Мария Михельсон: Такое синтетическое искусство без границ.

Тамара Ляленкова: Вы используете только эту часть двигательную? Или вы им предлагаете что-то мастерить, шить, делать? Театр как раз хорош тем, что там каждый может найти для себя занятие.

Мария Михельсон: Конкретно в этой истории, которая будет у нас в конце этого года, важно, чтобы любая теория потом получила свое практическое воплощение. Если мы говорим о создании образа через свет, очень важно, чтобы человек руками тоже попробовал это все сделать. Если мы говорим о том, что музыка - это не иллюстрация к спектаклю, а из музыки может возникнуть спектакль, это нужно попробовать сделать. Поэтому здесь, конечно, важна практическая составляющая, чтобы люди попробовали, прошли через это не только восприятием, но и руками, ногами.

Лариса Афанасьева: Наши артисты включены во все процессы. Мы все умеем монтировать сцену.

Тамара Ляленкова: На самом деле, вы видите для них потом, куда они могут пойти и применить эти навыки, которые вы даете? Или это навыки для жизни, в принципе?

Лариса Афанасьева: Не хотелось бы занимать роль мамаши - а мне бы хотелось, чтобы он пошел туда!

Тамара Ляленкова: А потом ведь прививка цирком так же, как театром, бывает опасно. Человек может зафанатеть и ничего с ним нельзя сделать.

Мария Михельсон: Не дай бог, нам определять чей-то путь. Но это как любое пространство, которое дает очень много навыком. Никто не знает, где они дальше смогут применять.

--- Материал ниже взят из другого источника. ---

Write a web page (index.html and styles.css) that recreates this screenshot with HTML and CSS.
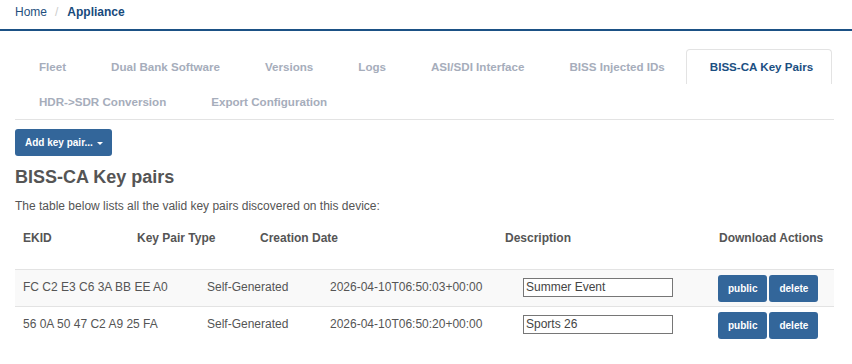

Тамара Ляленкова: Какие навыки?

Мария Михельсон: Наша цирковая история очень похожа в этом отношении на снежное шоу Славы Полунина. Туда приходят артисты, и они делают все. У них нет отдельного статуса артиста. Это важно, что они учатся делать все, включаются во все процессы.

Лариса Афанасьева: Я бы на навыки не стала здесь. Есть один навык. Для того чтобы получить результат, надо много попахать.

Мария Михельсон: Да, и в очень разных областях. Не получится быть только артистом.